_INSTRUCTIONS TO FOLLOW:_ Set down each line of the data below exactly as it stands, dropping the pictures.
****************************************
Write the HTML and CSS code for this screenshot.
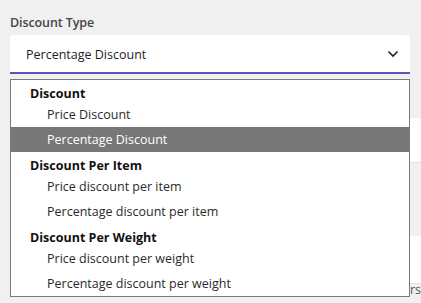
FILE: index.html
```html
<!DOCTYPE html>
<html lang="en">
<head>
  <meta charset="UTF-8" />
  <meta name="viewport" content="width=device-width, initial-scale=1.0" />
  <title>Discount Type</title>
  <link rel="stylesheet" href="styles.css">
</head>

<body>
  <div class="field">
    <label class="field-label" for="discountType">Discount Type</label>
    <div class="select" id="discountType">
      <span class="select-value">Percentage Discount</span>
      <svg class="chevron" width="12" height="8" viewBox="0 0 12 8">
        <path d="M1.5 1.5 L6 6 L10.5 1.5" fill="none" stroke="#222" stroke-width="1.6" />
      </svg>
    </div>

    <div class="listbox">
      <div class="group">Discount</div>
      <div class="option">Price Discount</div>
      <div class="option selected">Percentage Discount</div>
      <div class="group">Discount Per Item</div>
      <div class="option">Price discount per item</div>
      <div class="option">Percentage discount per item</div>
      <div class="group">Discount Per Weight</div>
      <div class="option">Price discount per weight</div>
      <div class="option">Percentage discount per weight</div>
    </div>
  </div>

  <!-- rest of the form, mostly hidden behind the open list -->
  <div class="behind">
    <div class="bg-input first"></div>
    <div class="bg-input second"></div>
    <p class="bg-text">Apply the discount only on weight based shipping orders</p>
  </div>
</body>
</html>
```

FILE: styles.css
```css
body {
  margin: 0;
  background: #f0f0f0;
  font-family: "Open Sans", "Noto Sans", sans-serif;
  font-size: 12.5px;
  color: #222;
  overflow: hidden;
  width: 421px;
  height: 303px;
}

.field {
  position: relative;
  padding: 14px 11px 0 10px;
}

.field-label {
  display: block;
  font-size: 12.5px;
  font-weight: 600;
  letter-spacing: -0.1px;
  color: #454545;
  line-height: 18px;
  margin-bottom: 3px;
}

.select {
  display: flex;
  align-items: center;
  justify-content: space-between;
  height: 37px;
  padding: 0 11px 0 16px;
  background: #fff;
  border-radius: 3px 3px 0 0;
  border-bottom: 2px solid #5a50bf;
}

.select-value {
  color: #1e1e1e;
  padding-top: 1px;
}

.chevron {
  display: block;
}

.listbox {
  position: absolute;
  top: 79px;
  left: 10px;
  width: 398px;
  background: #fff;
  border: 1px solid #7a7a7a;
  z-index: 2;
}

.group {
  height: 22px;
  line-height: 27px;
  padding-left: 19px;
  font-weight: 700;
  color: #111;
}

.option {
  height: 25px;
  line-height: 25px;
  padding-left: 36px;
  color: #2a2a2a;
}

.option.selected {
  background: #777;
  color: #fff;
}

.behind {
  padding-top: 44px;
}

.bg-input {
  width: 440px;
  margin-left: 10px;
  background: #fff;
  border-bottom: 1px solid #e2e2e2;
}

.bg-input.first {
  height: 44px;
}

.bg-input.second {
  height: 47px;
  margin-top: 73px;
}

.bg-text {
  margin: -3px 0 0;
  width: 421px;
  text-align: right;
  white-space: nowrap;
  color: #555;
}
```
****************************************
_ANSWER FOR THE TASK:_
Write the HTML and CSS code for this screenshot.
FILE: index.html
```html
<!DOCTYPE html>
<html lang="en">
<head>
  <meta charset="UTF-8" />
  <meta name="viewport" content="width=device-width, initial-scale=1.0" />
  <title>Discount Type</title>
  <link rel="stylesheet" href="styles.css">
</head>

<body>
  <div class="field">
    <label class="field-label" for="discountType">Discount Type</label>
    <div class="select" id="discountType">
      <span class="select-value">Percentage Discount</span>
      <svg class="chevron" width="12" height="8" viewBox="0 0 12 8">
        <path d="M1.5 1.5 L6 6 L10.5 1.5" fill="none" stroke="#222" stroke-width="1.6" />
      </svg>
    </div>

    <div class="listbox">
      <div class="group">Discount</div>
      <div class="option">Price Discount</div>
      <div class="option selected">Percentage Discount</div>
      <div class="group">Discount Per Item</div>
      <div class="option">Price discount per item</div>
      <div class="option">Percentage discount per item</div>
      <div class="group">Discount Per Weight</div>
      <div class="option">Price discount per weight</div>
      <div class="option">Percentage discount per weight</div>
    </div>
  </div>

  <!-- rest of the form, mostly hidden behind the open list -->
  <div class="behind">
    <div class="bg-input first"></div>
    <div class="bg-input second"></div>
    <p class="bg-text">Apply the discount only on weight based shipping orders</p>
  </div>
</body>
</html>
```

FILE: styles.css
```css
body {
  margin: 0;
  background: #f0f0f0;
  font-family: "Open Sans", "Noto Sans", sans-serif;
  font-size: 12.5px;
  color: #222;
  overflow: hidden;
  width: 421px;
  height: 303px;
}

.field {
  position: relative;
  padding: 14px 11px 0 10px;
}

.field-label {
  display: block;
  font-size: 12.5px;
  font-weight: 600;
  letter-spacing: -0.1px;
  color: #454545;
  line-height: 18px;
  margin-bottom: 3px;
}

.select {
  display: flex;
  align-items: center;
  justify-content: space-between;
  height: 37px;
  padding: 0 11px 0 16px;
  background: #fff;
  border-radius: 3px 3px 0 0;
  border-bottom: 2px solid #5a50bf;
}

.select-value {
  color: #1e1e1e;
  padding-top: 1px;
}

.chevron {
  display: block;
}

.listbox {
  position: absolute;
  top: 79px;
  left: 10px;
  width: 398px;
  background: #fff;
  border: 1px solid #7a7a7a;
  z-index: 2;
}

.group {
  height: 22px;
  line-height: 27px;
  padding-left: 19px;
  font-weight: 700;
  color: #111;
}

.option {
  height: 25px;
  line-height: 25px;
  padding-left: 36px;
  color: #2a2a2a;
}

.option.selected {
  background: #777;
  color: #fff;
}

.behind {
  padding-top: 44px;
}

.bg-input {
  width: 440px;
  margin-left: 10px;
  background: #fff;
  border-bottom: 1px solid #e2e2e2;
}

.bg-input.first {
  height: 44px;
}

.bg-input.second {
  height: 47px;
  margin-top: 73px;
}

.bg-text {
  margin: -3px 0 0;
  width: 421px;
  text-align: right;
  white-space: nowrap;
  color: #555;
}
```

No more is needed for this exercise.